34053When I think about books that left a lasting impression on me, I can’t help but remember Rudyard Kipling’s Just So Stories. I have vivid memories of my grandmother reading to me from The Elephant’s Child, How the Camel Got Its Hump and How the Rhinoceros Got its Skin. My grandmother was a radio actress. (She played the role of Lenore Case in “The Green Hornet” and also acted in “The Lone Ranger”)  I remember being delighted by the fanciful stories, the image of an elephant’s nose being stretched into the trunk it has today. But what I recall more than anything was the language.  I can still hear my grandmother’s voice repeating the words “the great grey-green greasy Limpopo River all set about with fever trees.”

(The Limpopo is a real river, and fever trees are a real thing. You can click the image at the top of this article to read more about that if you wish.)

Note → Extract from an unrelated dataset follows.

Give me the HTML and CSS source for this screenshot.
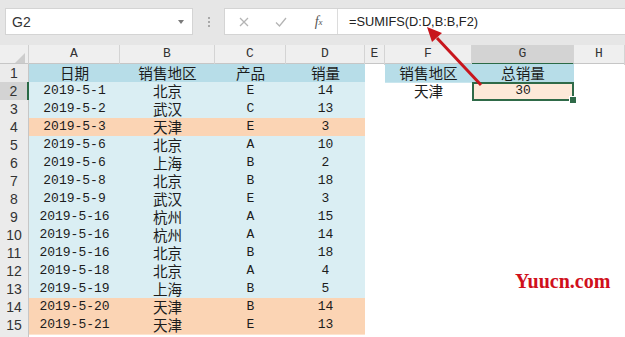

It was the first example that I recall of a certain kind of writing full of language that is evocative and experienced viscerally, more for its music than its meaning.

In Xanadu did Kubla Khan
A stately pleasure-dome decree:
Where Alph, the sacred river, ran
Through caverns measureless to man
   Down to a sunless sea.


I remember the above verse by Samuel Taylor Coleridge without seeming to record any information about Kubla Khan or stately pleasure domes.


’Twas brillig, and the slithy toves
      Did gyre and gimble in the wabe:
All mimsy were the borogoves,
      And the mome raths outgrabe.


My grandmother could recite Lewis Carroll’s Jabberwocky, as I recall. I always wanted to memorize it myself. It would be, if nothing else, a good party trick. Alas, I never took the time and I’m afraid my mimsy borogove memorization era seems to have passed me by.
By the time I was in school, rote learning and memorizing of poems was deemed passe or not utilitarian enough, useless for earning a living. I regret that because the writers of past ages, whose works I enjoy reading, were created by subconscious minds seeped in the sound of beautiful language, poems, the plays of Shakespeare, Greek mythology and the King James Bible. My subconscious is filled with the Oscar Meyer wiener jingle, “Hey Mikey! He likes it!” and the theme to Gilligan’s Island.